**The problem**: Copy the listing verbatim, excluding any images found in it.

======== Supplied information ========

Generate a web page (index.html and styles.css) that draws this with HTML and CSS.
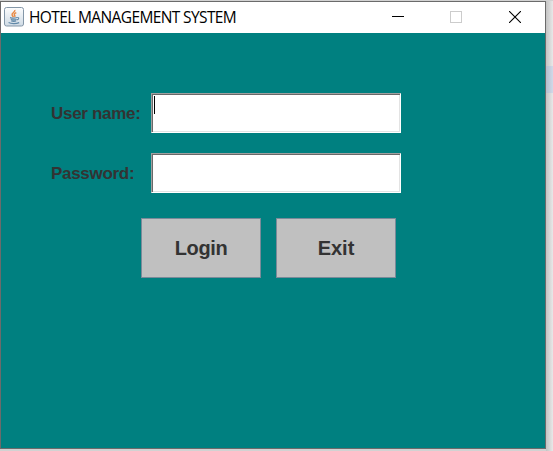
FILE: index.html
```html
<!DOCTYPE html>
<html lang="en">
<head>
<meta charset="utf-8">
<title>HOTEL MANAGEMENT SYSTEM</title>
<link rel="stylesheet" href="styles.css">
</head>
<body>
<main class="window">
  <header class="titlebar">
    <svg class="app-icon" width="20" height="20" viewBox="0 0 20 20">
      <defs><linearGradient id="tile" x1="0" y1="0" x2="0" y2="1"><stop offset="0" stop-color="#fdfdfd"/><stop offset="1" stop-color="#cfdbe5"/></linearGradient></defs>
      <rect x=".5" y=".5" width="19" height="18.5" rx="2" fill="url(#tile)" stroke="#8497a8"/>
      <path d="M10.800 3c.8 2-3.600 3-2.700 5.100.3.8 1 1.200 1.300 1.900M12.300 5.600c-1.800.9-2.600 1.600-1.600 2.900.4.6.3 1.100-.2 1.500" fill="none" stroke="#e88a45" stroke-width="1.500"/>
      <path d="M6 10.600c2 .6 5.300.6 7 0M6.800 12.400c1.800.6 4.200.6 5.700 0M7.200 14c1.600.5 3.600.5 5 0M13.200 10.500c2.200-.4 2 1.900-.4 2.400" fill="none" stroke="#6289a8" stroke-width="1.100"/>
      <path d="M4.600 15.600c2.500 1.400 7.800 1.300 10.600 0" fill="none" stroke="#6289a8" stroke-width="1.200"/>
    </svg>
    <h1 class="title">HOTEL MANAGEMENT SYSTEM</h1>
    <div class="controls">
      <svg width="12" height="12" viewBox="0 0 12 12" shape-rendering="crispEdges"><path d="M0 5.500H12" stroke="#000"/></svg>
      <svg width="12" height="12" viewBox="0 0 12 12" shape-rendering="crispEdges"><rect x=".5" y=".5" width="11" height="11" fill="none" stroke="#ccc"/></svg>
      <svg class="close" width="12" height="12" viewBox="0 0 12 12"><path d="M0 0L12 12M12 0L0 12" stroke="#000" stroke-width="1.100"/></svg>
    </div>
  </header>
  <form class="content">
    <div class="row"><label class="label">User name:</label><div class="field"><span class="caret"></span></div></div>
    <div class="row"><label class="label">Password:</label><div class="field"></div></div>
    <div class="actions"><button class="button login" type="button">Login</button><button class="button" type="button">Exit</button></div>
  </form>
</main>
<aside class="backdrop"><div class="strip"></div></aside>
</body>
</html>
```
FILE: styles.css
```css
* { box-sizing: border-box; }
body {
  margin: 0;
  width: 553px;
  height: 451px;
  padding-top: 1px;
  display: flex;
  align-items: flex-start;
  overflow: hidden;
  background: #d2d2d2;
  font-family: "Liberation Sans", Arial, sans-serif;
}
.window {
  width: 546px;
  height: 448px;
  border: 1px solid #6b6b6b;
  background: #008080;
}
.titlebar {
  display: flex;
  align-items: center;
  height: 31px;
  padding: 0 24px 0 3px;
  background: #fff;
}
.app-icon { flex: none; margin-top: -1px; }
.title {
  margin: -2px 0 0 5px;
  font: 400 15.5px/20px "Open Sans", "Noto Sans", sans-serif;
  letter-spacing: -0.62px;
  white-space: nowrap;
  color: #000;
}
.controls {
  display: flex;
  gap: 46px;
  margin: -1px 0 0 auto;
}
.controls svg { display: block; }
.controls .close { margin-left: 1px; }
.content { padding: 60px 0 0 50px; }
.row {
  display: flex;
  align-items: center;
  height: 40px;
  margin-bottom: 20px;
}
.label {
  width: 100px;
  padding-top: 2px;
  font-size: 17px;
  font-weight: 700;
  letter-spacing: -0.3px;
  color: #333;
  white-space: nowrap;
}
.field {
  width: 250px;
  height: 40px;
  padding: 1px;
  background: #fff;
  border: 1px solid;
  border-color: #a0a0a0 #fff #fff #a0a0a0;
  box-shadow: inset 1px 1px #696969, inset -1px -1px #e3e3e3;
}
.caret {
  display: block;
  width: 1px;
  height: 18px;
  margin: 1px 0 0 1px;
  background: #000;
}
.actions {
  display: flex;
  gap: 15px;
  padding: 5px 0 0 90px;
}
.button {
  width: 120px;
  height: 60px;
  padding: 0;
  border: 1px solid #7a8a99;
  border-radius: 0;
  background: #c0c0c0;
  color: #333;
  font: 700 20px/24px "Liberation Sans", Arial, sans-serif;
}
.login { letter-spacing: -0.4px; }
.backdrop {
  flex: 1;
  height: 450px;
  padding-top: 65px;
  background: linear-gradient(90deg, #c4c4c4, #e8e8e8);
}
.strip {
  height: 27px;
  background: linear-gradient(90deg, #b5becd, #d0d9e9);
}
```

========

**Exercise response**:
Generate a web page (index.html and styles.css) that draws this with HTML and CSS.
FILE: index.html
```html
<!DOCTYPE html>
<html lang="en">
<head>
<meta charset="utf-8">
<title>HOTEL MANAGEMENT SYSTEM</title>
<link rel="stylesheet" href="styles.css">
</head>
<body>
<main class="window">
  <header class="titlebar">
    <svg class="app-icon" width="20" height="20" viewBox="0 0 20 20">
      <defs><linearGradient id="tile" x1="0" y1="0" x2="0" y2="1"><stop offset="0" stop-color="#fdfdfd"/><stop offset="1" stop-color="#cfdbe5"/></linearGradient></defs>
      <rect x=".5" y=".5" width="19" height="18.5" rx="2" fill="url(#tile)" stroke="#8497a8"/>
      <path d="M10.800 3c.8 2-3.600 3-2.700 5.100.3.8 1 1.200 1.300 1.900M12.300 5.600c-1.800.9-2.600 1.600-1.600 2.900.4.6.3 1.100-.2 1.500" fill="none" stroke="#e88a45" stroke-width="1.500"/>
      <path d="M6 10.600c2 .6 5.300.6 7 0M6.800 12.400c1.800.6 4.200.6 5.700 0M7.200 14c1.600.5 3.600.5 5 0M13.200 10.500c2.200-.4 2 1.900-.4 2.400" fill="none" stroke="#6289a8" stroke-width="1.100"/>
      <path d="M4.600 15.600c2.500 1.400 7.800 1.300 10.600 0" fill="none" stroke="#6289a8" stroke-width="1.200"/>
    </svg>
    <h1 class="title">HOTEL MANAGEMENT SYSTEM</h1>
    <div class="controls">
      <svg width="12" height="12" viewBox="0 0 12 12" shape-rendering="crispEdges"><path d="M0 5.500H12" stroke="#000"/></svg>
      <svg width="12" height="12" viewBox="0 0 12 12" shape-rendering="crispEdges"><rect x=".5" y=".5" width="11" height="11" fill="none" stroke="#ccc"/></svg>
      <svg class="close" width="12" height="12" viewBox="0 0 12 12"><path d="M0 0L12 12M12 0L0 12" stroke="#000" stroke-width="1.100"/></svg>
    </div>
  </header>
  <form class="content">
    <div class="row"><label class="label">User name:</label><div class="field"><span class="caret"></span></div></div>
    <div class="row"><label class="label">Password:</label><div class="field"></div></div>
    <div class="actions"><button class="button login" type="button">Login</button><button class="button" type="button">Exit</button></div>
  </form>
</main>
<aside class="backdrop"><div class="strip"></div></aside>
</body>
</html>
```
FILE: styles.css
```css
* { box-sizing: border-box; }
body {
  margin: 0;
  width: 553px;
  height: 451px;
  padding-top: 1px;
  display: flex;
  align-items: flex-start;
  overflow: hidden;
  background: #d2d2d2;
  font-family: "Liberation Sans", Arial, sans-serif;
}
.window {
  width: 546px;
  height: 448px;
  border: 1px solid #6b6b6b;
  background: #008080;
}
.titlebar {
  display: flex;
  align-items: center;
  height: 31px;
  padding: 0 24px 0 3px;
  background: #fff;
}
.app-icon { flex: none; margin-top: -1px; }
.title {
  margin: -2px 0 0 5px;
  font: 400 15.5px/20px "Open Sans", "Noto Sans", sans-serif;
  letter-spacing: -0.62px;
  white-space: nowrap;
  color: #000;
}
.controls {
  display: flex;
  gap: 46px;
  margin: -1px 0 0 auto;
}
.controls svg { display: block; }
.controls .close { margin-left: 1px; }
.content { padding: 60px 0 0 50px; }
.row {
  display: flex;
  align-items: center;
  height: 40px;
  margin-bottom: 20px;
}
.label {
  width: 100px;
  padding-top: 2px;
  font-size: 17px;
  font-weight: 700;
  letter-spacing: -0.3px;
  color: #333;
  white-space: nowrap;
}
.field {
  width: 250px;
  height: 40px;
  padding: 1px;
  background: #fff;
  border: 1px solid;
  border-color: #a0a0a0 #fff #fff #a0a0a0;
  box-shadow: inset 1px 1px #696969, inset -1px -1px #e3e3e3;
}
.caret {
  display: block;
  width: 1px;
  height: 18px;
  margin: 1px 0 0 1px;
  background: #000;
}
.actions {
  display: flex;
  gap: 15px;
  padding: 5px 0 0 90px;
}
.button {
  width: 120px;
  height: 60px;
  padding: 0;
  border: 1px solid #7a8a99;
  border-radius: 0;
  background: #c0c0c0;
  color: #333;
  font: 700 20px/24px "Liberation Sans", Arial, sans-serif;
}
.login { letter-spacing: -0.4px; }
.backdrop {
  flex: 1;
  height: 450px;
  padding-top: 65px;
  background: linear-gradient(90deg, #c4c4c4, #e8e8e8);
}
.strip {
  height: 27px;
  background: linear-gradient(90deg, #b5becd, #d0d9e9);
}
```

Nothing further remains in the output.